Seven years ago when scientists reported cell phone waves might harm the human brain, Tran Van Tin invented a glass fiber device to protect the brain and sold it to a Malaysian company for US$20,000.
“I needed the money to pay for my mother’s medical treatment,” Tin said, referring to his mom’s hospitalization due to a brain disease at the time.
But since then, the man hailed as the “king of inventions” by the Ho Chi Minh Communist Youth Union has only given his ideas away to the Vietnam Association for the Disabled.
Tin, now 43, founder and president of HCMC-based IC Electronics Vietnam (ICEVN), was the first person in the country to open a school that teaches and provides high tech jobs to the disabled.
“All my life, many people have helped me out and I didn’t have a chance to thank many of them,” he said.
“Helping disabled people become more confident in life is my way of saying thanks.”
Boy genius
Tin had been passionate about physics as early as primary school.
After learning a new law or formula in class, the boy would go about testing them out at home.
“We called him crazy because he opened up television sets and cassette players to learn about their electronic structures and broke them,” said Tin’s long-time friend, Tran Xuan Tin, a department director at C Hospital in central Da Nang City.
In the 1980s, schools in Tin’s home village in the central province of Quang Nam lacked physics labs so he instead collected discarded wires and bottles to carry out his experiments.
Realizing his son’s passion, his father turned part of the family’s storehouse into a lab.
The two-square-meter room was a meager workshop space, but served as a wonderful hideaway for Tin to conduct his tests.
It was in this lab that he ventured from verifying basic physic laws into the realm of electronics.
He dissected every electronic object he found in his house, until he impressed everyone by opening an electronic repair shop with a friend in 1983 when he was still in high school.
Youth wanderlust
After finishing high school in 1986, like most of his friends, Tin left home to apply for college in HCMC.
“During the entrance exams, I forgot the date of the physics test and missed it,” he recalled.
“When I returned home, I didn’t dare say I missed the test but lied and said I had failed the exam.”

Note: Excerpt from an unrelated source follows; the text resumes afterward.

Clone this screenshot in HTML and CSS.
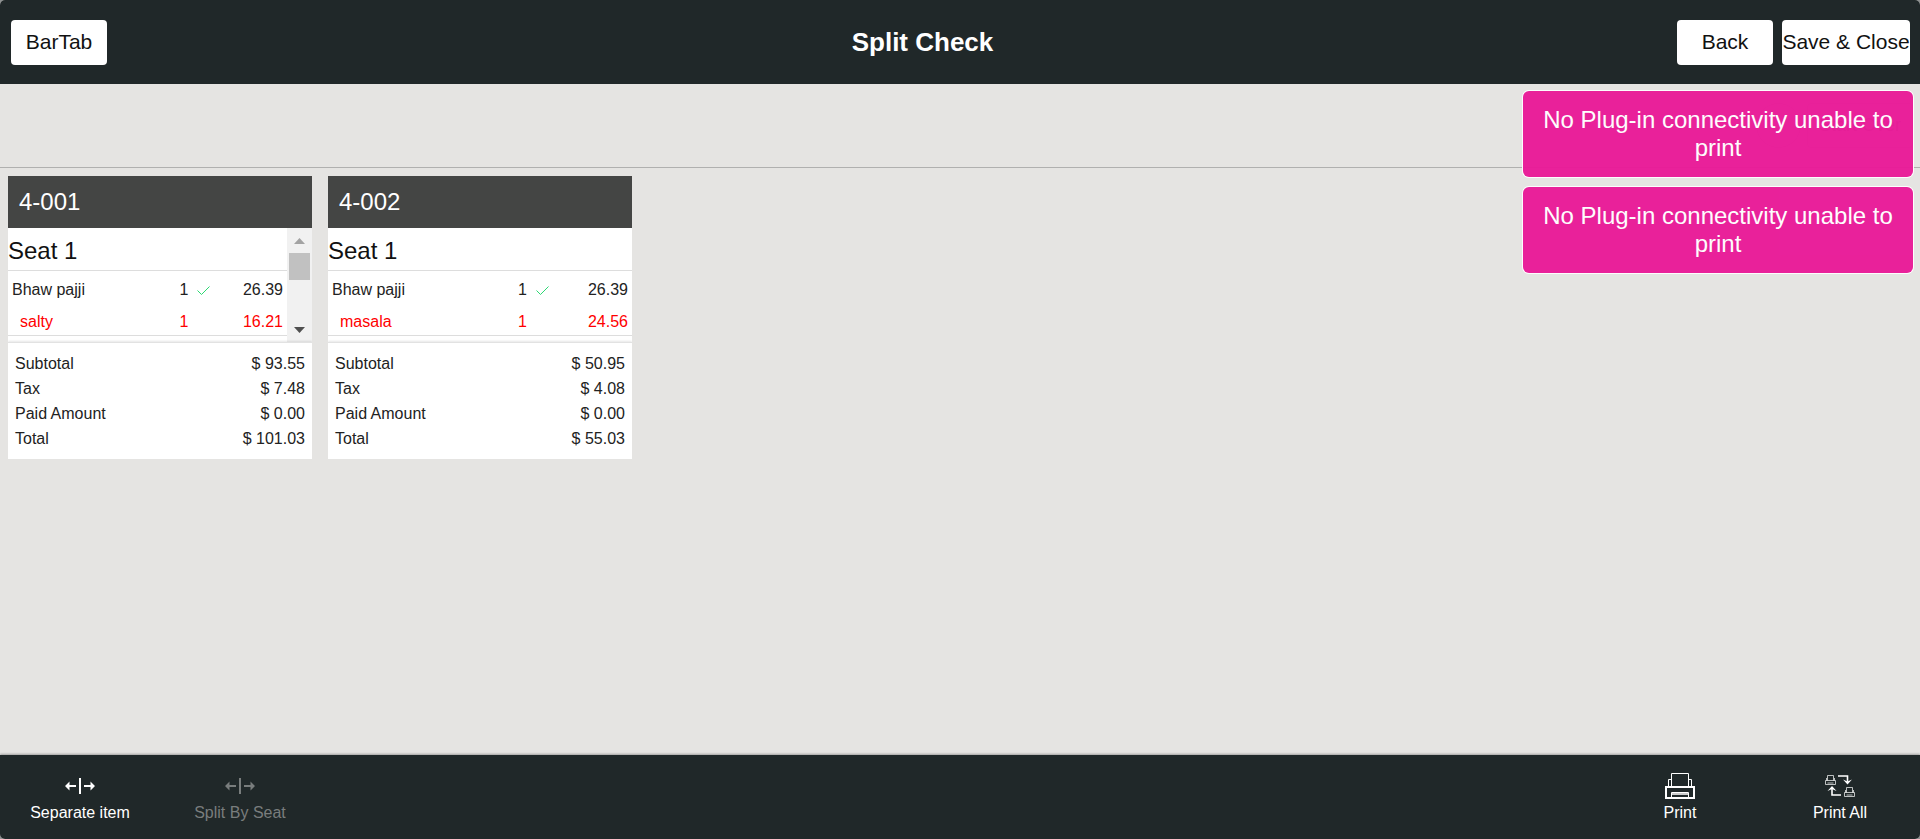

But his mother’s disappointment gnawed at him and Tin made up his mind to get accepted to college the next time around.
He did get into the HCMC University of Polytechnics the following year with the highest score in the math, physics and chemistry category of that year’s entrance exam.
With this impressive achievement, he was granted a full scholarship by the university to study computer science at Kiev Polytechnics University in the former Soviet Union.
When he lived abroad, Tin often visited flea markets that sold electronic items and cars.
His interest in these markets led him to travel to over 14 countries in Europe during his eight years of college and postgraduate studies.
Burning the midnight oil
In the 1990s in Vietnam, jobs were hard to find even for a college graduate with a masters degree from the USSR like Tin.
After several years of unemployment, followed by spots of teaching and repairing cell phones, Tin’s career started to brighten when he invented his brain protection device and later a mobile battery charger for motorbikes.
He tried to sell the charger but the all companies he approached turned down the idea.
“They thought I was mad. Perhaps I was.
At that time, few Vietnamese used mobile phones,” Tin said.
So he went about establishing his own company ICEVN in 2004.
Thus far, ICEVN has produced more than 10 household electronic products including mobile phone chargers, MP3 music players and counterfeit money scanners.
Now widely known in HCMC as an outstanding entrepreneur, Tin doesn’t just want to rest on his laurels.
Hoang The Dam, a delivery man for ICEVN, says he sees Tin laboring in the lab from 11 p.m. to 3 a.m. daily.
Nurturing dreams
One year after ICEVN was founded, Tin opened the ICEVN Support Center for Disabled People and the ICEVN Telecommunication Electronics Vocational School in HCMC.
The school now has 200 students, over half of whom are disabled.
“I dream about opening a vocational school for disabled children nationwide,” said Tin.
At ICEVN vocational school, disabled students are provided free tuition, room and board as well a part time job.
After a six-month training course, they can work for the company and become an instructor at the school.
At the company, disabled workers are also offered free accommodation.
“Uncle Tin often encourages us to study hard to have a good job,” said Huynh Truc Lam, a young disabled employee at ICEVN.
For Tin who grew up in a poor village, education is the key to success in life.
“My hometown has only sand, sunshine and wind,” he said.
“The barren nature immerses natives in poverty. So we had only one way to escape poverty – to study hard and do well.”
ICEVB’s school has opened up three other branches in southern Kien Giang Province, the central town of Hue and Hanoi.
Tin plans to start another branch in his hometown of Quang Nam Province as soon as prices ease up in the current financial climate.
“I hope more and more people will buy our products and invest in our company so that we can expand production and earn more money to improve the life of the disabled,” he said.